Hospital Sultanah Nur Zahirah,Terengganu, Malaysia
Non-Tuberculous Mycobacterium (NTM) are ubiquitous, free living, environmental saprophytic organisms known to occupy water systems, soil and vegetation. It has potential to colonize and eventually infect either immunocompromised or immunocompetent individuals. NTM are found worldwide and the prevalence are increasing in the last three decades. NTM infections is easily missed, difficult to diagnose and difficult to treat.
Four distinct clinical syndromes associated with NTM infection has been described in children: skin and soft tissue disease, lymphadenitis, pulmonary disease and disseminated disease. It causes a spectrum of clinical disease ranging from asymptomatic to severe symptomatic infection.

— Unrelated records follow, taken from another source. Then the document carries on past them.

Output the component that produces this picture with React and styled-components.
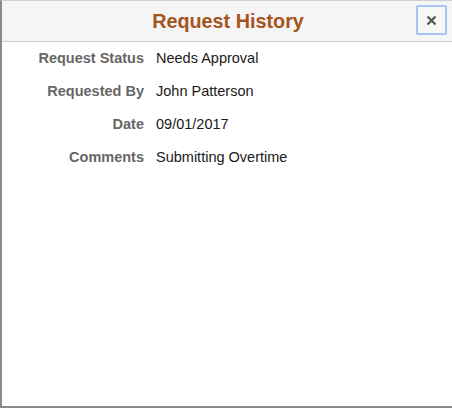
import { Fragment } from "react";
import styled, { createGlobalStyle } from "styled-components";

const GlobalStyle = createGlobalStyle`
  html, body {
    margin: 0;
    padding: 0;
    background: #ffffff;
  }
  body {
    font-family: "Liberation Sans", Arial, sans-serif;
  }
`;

const Dialog = styled.div`
  box-sizing: border-box;
  width: 452px;
  height: 408px;
  display: flex;
  flex-direction: column;
  background: #ffffff;
  border-left: 2px solid #8a8a8a;
  border-bottom: 2px solid #8a8a8a;
  border-top: 1px solid #d0d0d0;
`;

const Header = styled.div`
  position: relative;
  height: 40px;
  display: flex;
  align-items: center;
  justify-content: center;
  background: #f5f5f5;
  border-bottom: 1px solid #cfcfcf;
`;

const Title = styled.h1`
  margin: 0;
  font-size: 19.8px;
  font-weight: bold;
  color: #a5541c;
  padding-left: 2px;
`;

const CloseButton = styled.button`
  position: absolute;
  right: 5px;
  top: 4px;
  box-sizing: border-box;
  width: 31px;
  height: 30px;
  padding: 0;
  display: flex;
  align-items: center;
  justify-content: center;
  background: #f7f7f7;
  border: 2px solid #a9c3f2;
  border-radius: 2px;
  cursor: pointer;
`;

const Details = styled.div`
  display: grid;
  grid-template-columns: 142px auto;
  column-gap: 12px;
  row-gap: 17px;
  padding-top: 8px;
  font-size: 14.5px;
  line-height: 16px;
`;

const Label = styled.div`
  text-align: right;
  font-weight: bold;
  color: #666666;
`;

const Value = styled.div`
  color: #1a1a1a;
`;

const rows = [
  ["Request Status", "Needs Approval"],
  ["Requested By", "John Patterson"],
  ["Date", "09/01/2017"],
  ["Comments", "Submitting Overtime"],
];

export default function App() {
  return (
    <>
      <GlobalStyle />
      <Dialog>
        <Header>
          <Title>Request History</Title>
          <CloseButton aria-label="Close">
            <svg width="11" height="11" viewBox="0 0 11 11">
              <path d="M1.5 1.5 L9.5 9.5 M9.5 1.5 L1.5 9.5" stroke="#555" strokeWidth="2.2" />
            </svg>
          </CloseButton>
        </Header>
        <Details>
          {rows.map(([label, value]) => (
            <Fragment key={label}>
              <Label>{label}</Label>
              <Value>{value}</Value>
            </Fragment>
          ))}
        </Details>
      </Dialog>
    </>
  );
}
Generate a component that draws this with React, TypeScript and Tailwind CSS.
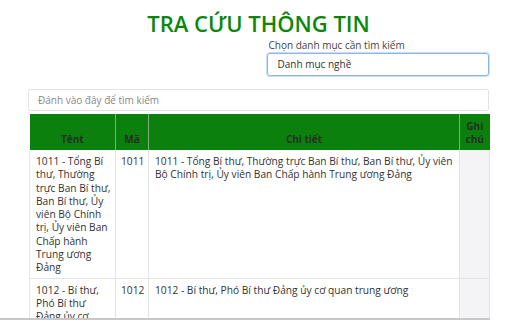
import React from 'react';

const ROWS = [
  {
    name: '1011 - Tổng Bí thư, Thường trực Ban Bí thư, Ban Bí thư, Ủy viên Bộ Chính trị, Ủy viên Ban Chấp hành Trung ương Đảng',
    code: '1011',
    detail: '1011 - Tổng Bí thư, Thường trực Ban Bí thư, Ban Bí thư, Ủy viên Bộ Chính trị, Ủy viên Ban Chấp hành Trung ương Đảng',
  },
  {
    name: '1012 - Bí thư, Phó Bí thư Đảng ủy cơ quan trung ương',
    code: '1012',
    detail: '1012 - Bí thư, Phó Bí thư Đảng ủy cơ quan trung ương',
  },
];

export default function App() {
  return (
    <div className="relative h-[320px] w-[512px] overflow-hidden bg-white font-['Open_Sans',sans-serif] text-[#333]">
      <div className="px-[28px] pr-[23px]">
        {/* Title */}
        <h1 className="pt-[8px] text-center text-[22px] leading-[30px] font-semibold text-[#0c870c]">
          TRA CỨU THÔNG TIN
        </h1>

        {/* Category select */}
        <div className="grid grid-cols-2">
          <div />
          <div className="pl-[8px] pt-[1px]">
            <label className="block pl-[2px] text-[10px] leading-[13px] text-[#444]">Chọn danh mục cần tìm kiếm</label>
            <div className="mt-[1px] h-[23px] rounded-[3px] border border-[#8fb4e8] pl-[10px] text-[10px] leading-[21px] text-[#333] shadow-[0_0_0_1px_#c9dcf6]">
              Danh mục nghề
            </div>
          </div>
        </div>

        {/* Search */}
        <div className="mt-[13px] h-[22px] rounded-[2px] border border-[#e2e2e2] pl-[9px] text-[10px] leading-[20px] text-[#888]">
          Đánh vào đây để tìm kiếm
        </div>

        {/* Table */}
        <table className="mt-[3px] ml-[1px] w-[460px] table-fixed border-collapse text-[10.2px] leading-[13.3px]">
          <colgroup>
            <col className="w-[86px]" />
            <col className="w-[33px]" />
            <col className="w-[311px]" />
            <col className="w-[30px]" />
          </colgroup>
          <thead>
            <tr className="h-[36px] bg-[#0c800c] text-[10px] font-bold text-[#233023]">
              <th className="border-r border-[#7fb07f] px-[4px] pb-[4px] align-bottom text-center">Tênt</th>
              <th className="border-r border-[#7fb07f] px-[4px] pb-[4px] align-bottom text-center">Mã</th>
              <th className="border-r border-[#7fb07f] px-[4px] pb-[4px] align-bottom text-center">Chi tiết</th>
              <th className="px-[1px] pb-[4px] align-bottom text-center leading-[13px]">Ghi chú</th>
            </tr>
          </thead>
          <tbody>
            {ROWS.map((row) => (
              <tr key={row.code} className="border-b border-[#e4e4e4]">
                <td className="border-l border-r border-[#e4e4e4] pl-[6px] pr-[3px] pt-[5px] pb-[3px] align-top">{row.name}</td>
                <td className="border-r border-[#e4e4e4] px-[5px] pt-[5px] align-top">{row.code}</td>
                <td className="border-r border-[#e4e4e4] px-[6px] pt-[5px] align-top">{row.detail}</td>
                <td className="border-r border-[#e4e4e4] bg-[#f4f4f6]" />
              </tr>
            ))}
          </tbody>
        </table>
      </div>

      {/* bottom scrollbar strip */}
      <div className="absolute bottom-0 left-0 h-[2px] w-[490px] bg-[#c8c8c8]" />
    </div>
  );
}
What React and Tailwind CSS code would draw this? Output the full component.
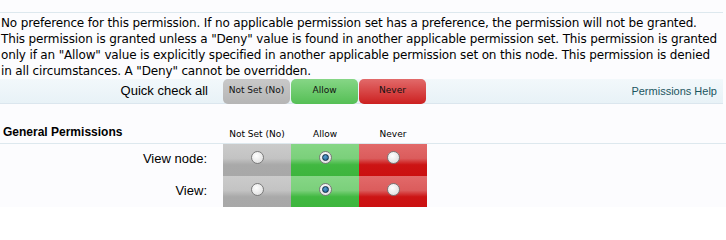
import React from 'react';

const cols = [
  { key: 'unset', label: 'Not Set (No)', cell: 'bg-[linear-gradient(to_bottom,#cbcbcb_0%,#c3c3c3_45%,#a9a9a9_65%,#a8a8a8_100%)]', btn: 'bg-[linear-gradient(to_bottom,#c9c9c9,#b5b5b5)]' },
  { key: 'allow', label: 'Allow', cell: 'bg-[linear-gradient(to_bottom,#86d686_0%,#7bd07b_45%,#41b841_65%,#3db53d_100%)]', btn: 'bg-[linear-gradient(to_bottom,#86d686,#55bf55)]' },
  { key: 'never', label: 'Never', cell: 'bg-[linear-gradient(to_bottom,#e26a6a_0%,#db5c5c_45%,#cc1414_65%,#cb1010_100%)]', btn: 'bg-[linear-gradient(to_bottom,#e26a6a,#cc2020)]' },
];

const perms = [
  { name: 'View node:', value: 'allow' },
  { name: 'View:', value: 'allow' },
];

function Radio({ checked }) {
  return (
    <span className="flex h-[13px] w-[13px] items-center justify-center rounded-full border border-[#7a7a7a] bg-[radial-gradient(circle_at_40%_35%,#ffffff,#d8d8d8)]">
      {checked && <span className="h-[7px] w-[7px] rounded-full border border-[#0c2c44] bg-[radial-gradient(circle_at_40%_35%,#5aa0d0,#1a5a8a)]" />}
    </span>
  );
}

export default function App() {
  return (
    <div className="h-[207px] w-[726px] overflow-hidden bg-[#fcfcfe] font-['DejaVu_Sans',sans-serif] text-[#000]">
      <div className="h-[12px]" />
      <div className="mr-[3px] whitespace-nowrap border-t border-[#dde8ee] pl-[1px] pt-[2px] text-[12px] leading-[16px] tracking-[-0.15px]">
        No preference for this permission. If no applicable permission set has a preference, the permission will not be granted.<br />
        This permission is granted unless a "Deny" value is found in another applicable permission set. This permission is granted<br />
        only if an "Allow" value is explicitly specified in another applicable permission set on this node. This permission is denied<br />
        in all circumstances. A "Deny" cannot be overridden.
      </div>

      <div className="mr-[3px] flex h-[25px] items-center border-b border-[#dbe6ee] bg-[linear-gradient(to_bottom,#f2f8fb,#e8f2f7)]">
        <div className="w-[223px] pr-[15px] text-right font-['Liberation_Sans',sans-serif] text-[13px]">Quick check all</div>
        {cols.map((c) => (
          <button
            key={c.key}
            type="button"
            className={`mr-[1px] flex h-[25px] w-[67px] items-center justify-center rounded-[5px] text-[9px] text-[#111] ${c.btn}`}
          >
            {c.label}
          </button>
        ))}
        <a className="ml-auto pr-[6px] font-['Liberation_Sans',sans-serif] text-[11px] text-[#1b5560]">Permissions Help</a>
      </div>

      <div className="mt-[16px] flex h-[24px] items-end border-b border-[#dde8ee] pb-[2px]">
        <div className="w-[223px] pl-[3px] font-['Liberation_Sans',sans-serif] text-[12px] font-bold">General Permissions</div>
        {cols.map((c) => (
          <div key={c.key} className="w-[68px] text-center text-[9px]">{c.label}</div>
        ))}
      </div>

      {perms.map((p) => (
        <div key={p.name} className="flex h-[32px] items-stretch">
          <div className="flex w-[223px] items-center justify-end pb-[3px] pr-[16px] font-['Liberation_Sans',sans-serif] text-[13px]">{p.name}</div>
          {cols.map((c) => (
            <div key={c.key} className={`flex w-[68px] items-center justify-center pb-[5px] ${c.cell}`}>
              <Radio checked={p.value === c.key} />
            </div>
          ))}
        </div>
      ))}
    </div>
  );
}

Diagnosis of NTM disease requires clinical, radiological and microbiological assessment. Culture in both liquid and solid media is the gold standard for NTM diagnosis, however NTM growth usually takes 42 to 56 days in liquid and solid medium. Polymerase chain reaction (PCR), is the most sensitive and rapid test to detect NTM infection.
The treatment of NTM infection is challenging. Depending on the context of presentation and site of infection, three overlapping management options for NTM infections are long courses of anti-mycobacterial antibiotics, surgical excision of infected tissue or removal of indwelling foreign bodies and ‘watchful wait’.